Well, last week’s column featuring my wife Mary Anna’s tribute to her beloved pink peony sure caught the attention of one of our longtime coffee companions, Rabbi Shaul Osadchey, formerly of Calgary and now back in Houston, Tx. Rabbi Shaul responded:
I ENJOYED another inspiring column, which evoked my own peony memories from decades ago. Here is the story:
My wife and I were friends of a couple who had been dating for nine years and finally decided to marry. They asked me to co-officiate the ceremony which was to take place at the home of the bride in Monroe, Louisiana. The ceremony was to be held in the small Reform synagogue in the city and then the reception would take place at the bride’s parents’ home. The ceremony was lovely, but the reason for the reception being at the parents’ house at that particular time of year had to do with the landscaping: the expansive backyard that sloped down to the bayou was filled with blooming peonies of all colors! It was an explosion of awe and beauty – truly breathtaking!

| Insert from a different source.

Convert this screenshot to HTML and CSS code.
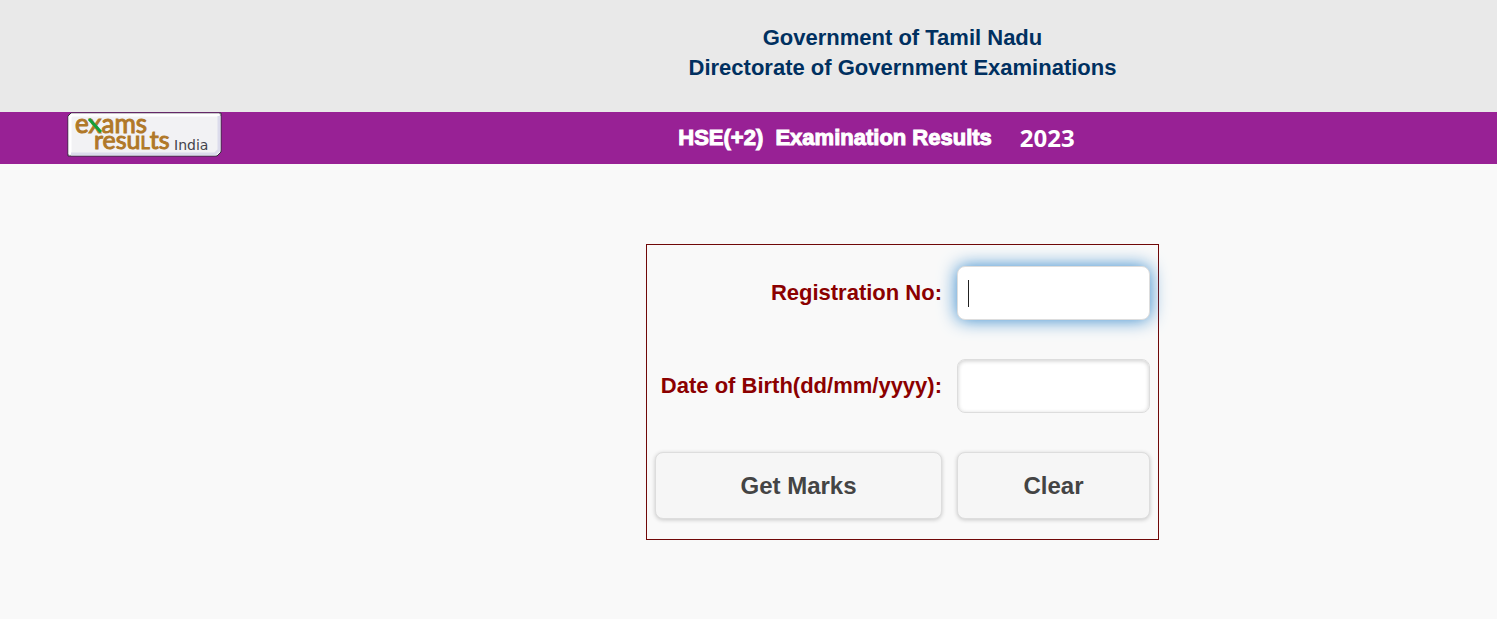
FILE: index.html
```html
<!DOCTYPE html>
<html lang="en">
<head>
    <meta charset="UTF-8">
    <meta name="viewport" content="width=device-width, initial-scale=1.0">
    <title>HSE(+2) Examination Results 2023</title>
    <link rel="stylesheet" href="styles.css">
</head>
<body>
    <header class="header">
        <h1 class="header-title">Government of Tamil Nadu<br>Directorate of Government Examinations</h1>
    </header>

    <div class="banner">
        <a class="logo" href="#" aria-label="exams results India">
            <svg width="155" height="45" viewBox="0 0 155 45">
                <path d="M4 1H154V40L150 44H1V4Z" fill="#f2f2f4" stroke="#33303a" stroke-width="1"/>
                <path d="M3 42V5L5 3H152" fill="none" stroke="#ffffff" stroke-width="3"/>
                <path d="M152 4V38L148 42H4" fill="none" stroke="#dcdcec" stroke-width="3"/>
                <text class="logo-main" x="8" y="21">exams</text>
                <text class="logo-main logo-second" x="27" y="37">resu<tspan class="logo-small">L</tspan>ts</text>
                <text class="logo-country" x="107" y="38">India</text>
                <path d="M22 7L34 20" stroke="#12a03c" stroke-width="3"/>
            </svg>
        </a>
        <h2 class="banner-title">
            <span>HSE(+2)&nbsp; Examination Results</span>
            <span class="banner-year">2023</span>
        </h2>
    </div>

    <main class="content">
        <form class="result-form">
            <label for="regno">Registration No:</label>
            <input class="active" type="text" id="regno" name="regno" autofocus>
            <label for="dob">Date of Birth(dd/mm/yyyy):</label>
            <input type="text" id="dob" name="dob">
            <button type="submit">Get Marks</button>
            <button type="reset">Clear</button>
        </form>
    </main>
</body>
</html>
```
FILE: styles.css
```css
* {
    margin: 0;
    padding: 0;
    box-sizing: border-box;
}

body {
    font-family: "Liberation Sans", Arial, sans-serif;
    font-size: 22px;
    font-weight: bold;
    background-color: #f9f9f9;
}

.header {
    padding: 23px 0 29px 308px;
    background-color: #e9e9e9;
    text-align: center;
}

.header-title {
    font-size: 22px;
    line-height: 30px;
    color: #003060;
}

.banner {
    display: flex;
    align-items: flex-start;
    height: 52px;
    background-color: #982195;
}

.logo {
    flex: 0 0 308px;
    padding-left: 67px;
}

.logo svg {
    display: block;
    overflow: visible;
}

.logo-main {
    font-family: Lato, sans-serif;
    font-size: 26px;
    font-weight: normal;
    fill: #b07828;
    stroke: #b07828;
    stroke-width: 1px;
}

.logo-second {
    font-size: 25px;
}

.logo-small {
    font-size: 18px;
}

.logo-country {
    font-family: "DejaVu Sans", sans-serif;
    font-size: 14px;
    font-weight: normal;
    fill: #44444c;
}

.banner-title {
    flex: 1;
    display: flex;
    justify-content: center;
    gap: 28px;
    padding-right: 52px;
    font-size: 22px;
    line-height: 52px;
    color: #fff;
    -webkit-text-stroke: 1px #fff;
}

.banner-year {
    font-family: "Open Sans", sans-serif;
    font-size: 24px;
    -webkit-text-stroke: 0;
}

.content {
    display: flex;
    justify-content: center;
    padding: 80px 0 80px 308px;
}

.result-form {
    display: grid;
    grid-template-columns: minmax(287px, auto) 193px;
    align-items: center;
    column-gap: 15px;
    row-gap: 39px;
    padding: 21px 8px 20px;
    border: 1px solid #700808;
}

.result-form label {
    color: #8b0000;
    text-align: right;
}

.result-form input {
    width: 100%;
    height: 54px;
    padding: 0 10px;
    border: 1px solid #ddd;
    border-radius: 8px;
    outline: none;
    background-color: #fff;
    box-shadow: inset 0 1px 4px rgba(0, 0, 0, 0.2);
    font: inherit;
    font-weight: normal;
    color: #333;
}

/* steady text cursor in the field being edited */
.result-form .active {
    background: linear-gradient(#222, #222) 10px center / 1px 27px no-repeat #fff;
    box-shadow: 0 0 18px #3388cc;
    caret-color: transparent;
}

.result-form button {
    height: 67px;
    border: 1px solid #ddd;
    border-radius: 8px;
    background-color: #f6f6f6;
    box-shadow: 0 1px 4px rgba(0, 0, 0, 0.2);
    font: inherit;
    font-size: 24px;
    color: #444;
    cursor: pointer;
}
```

The bride and groom arrived at the reception on a houseboat with a Dixie Jazz band playing and walked from the dock through a phalanx of magnificent peonies in full bloom! It certainly evoked great feelings of love and a bond between the couple and their guests and among the guests.
As Mary Anna noted, the blooms wilted and dropped in the days after the wedding. However, their petals enriched the soil from which the couple built a beautiful family with several children. (The bride gave birth to their first child nine months after the wedding!) Though the peony petals dropped, the peony itself is a perennial plant and the love that day reappeared every subsequent year when new blooms emerged.
Thank you for stirring the recollection of that wedding symbolized by the peonies and the gratitude and blessing that arose with that couple’s love and commitment which remains alive and active to this day!
AND THANK YOU, Rabbi Shaul, for sharing this inspiring recollection. It brings to mind a piece of floral wisdom inspired, it seems, by another event in Jewish history: “Bloom where you’re planted.”
Around 400 years ago, St. Francis de Sales, then Catholic bishop of Geneva, was reflecting on the Jewish community’s captivity in Babylon in the 6th Century BC. Biblical passages, such as Jeremiah 27:4–7, caught his attention. The prophet, addressing the exiles in their captivity, says:
“Thus says the Lord of hosts, the God of Israel, to all the exiles whom I have sent into exile from Jerusalem to Babylon.… Seek the welfare of the city where I have sent you into exile, and pray to the Lord on its behalf, for in its welfare you will find your welfare.”
The bishop commented: “Truly charity has no limit; for the love of God has been poured into our hearts by His Spirit dwelling in each one of us, calling us to a life of devotion and inviting us to bloom in the garden where He has planted and directing us to radiate the beauty and spread the fragrance of His Providence.”
May it be so with each of us, too, regardless of the circumstances we may find ourselves in. May we all bloom where the Creator has planted us and radiate the sacred beauty.